By Jolie Breeden

Godschalk Photo courtesy of UNC Department of City and Regional Planning.


The field of hazards and disasters has lost a number of its trailblazers recently, and we're sorry to note yet another. David Godschalk, an urban planner and early champion of hazards mitigation, passed away on January 27. He was 86.

Godschalk had an illustrious career as a planner and an academic, leading a push for what would eventually become known as community resilience by finding planning solutions to extremes such as flooding and sea level rise. He was especially known for his ability to bridge the divide between academic research and practice and contributed to the education and professional growth of many of today's top planners and mitigation specialists.

"The planning field is full of people with their stories of mentoring by David Godschalk because it may well have been the aspect of his job that he enjoyed most," wrote former APA Hazards Planning Center manager James Schwab in a tribute. "He took pleasure in the growth and success of those whose careers he affected."

Godschalk Photo courtesy of UNC Department of City and Regional Planning.

Godschalk spent nearly 40 years with the City and Regional Planning department at the University of North Carolina Chapel Hill, where he retired as the Stephen Baxter Professor Emeritus. He contributed significantly to the Coastal Resilience Center as a member of the advisory board, and he was a fellow of the American Institute of Certified Planners.

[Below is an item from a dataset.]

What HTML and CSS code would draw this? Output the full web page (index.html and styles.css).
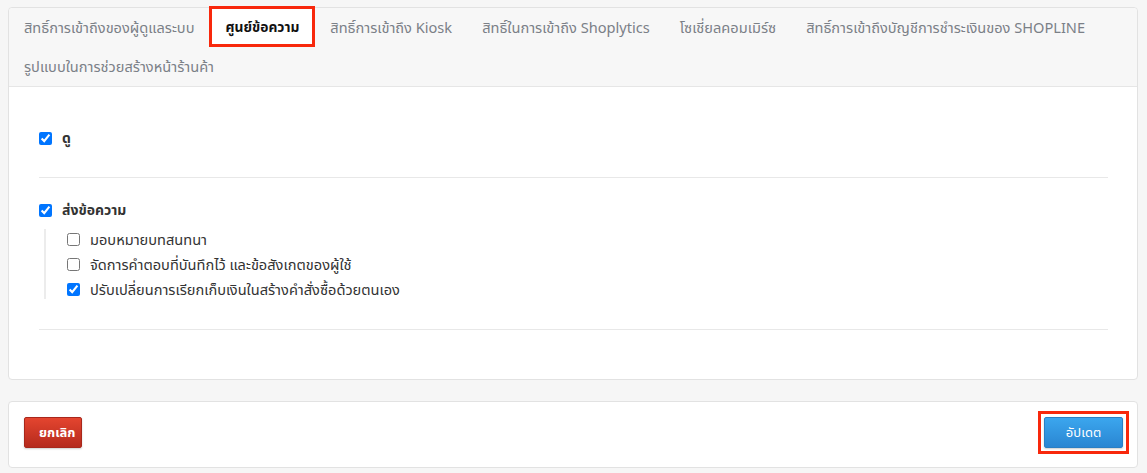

The Natural Hazards Center was also fortunate to call Godschalk a supporter. For many years he was a frequent attendee and contributor to the Natural Hazards Workshop program. In 2002, he convened one of the early meetings of Hazards Center Directors at the Workshop, an important tradition that endures. He also designed several meaningful Workshop sessions, including one on best practices in recovery in 2013.

Although he was a gifted academician, Godschalk was not content to let his scholarship languish in books and plans. He applied his expertise to the communities of which he was a part, contributing to planning efforts such as the Chapel Hill Town Plan, UNC campus planning, and even to the retirement community where he finally settled.

His tireless efforts have led to a large body of work that include influential ideas, practice frameworks, and texts. Not the least of which was his 2017 memoir, "Searching for the Sweet Spot", in which Godschalk gives us a glimpse into what drove him throughout his notable career.

"Design has been an abiding thread in my life," he wrote. "However, I have learned that you do not always find the sweet spot of everything…by design. The process is often more complicated than that."

We know we join the other members of our hazards and disaster community in mourning the loss of David Godschalk, and in celebrating his tremendous legacy. By design or by complicated process, he left our world a sweeter—and a safer—spot.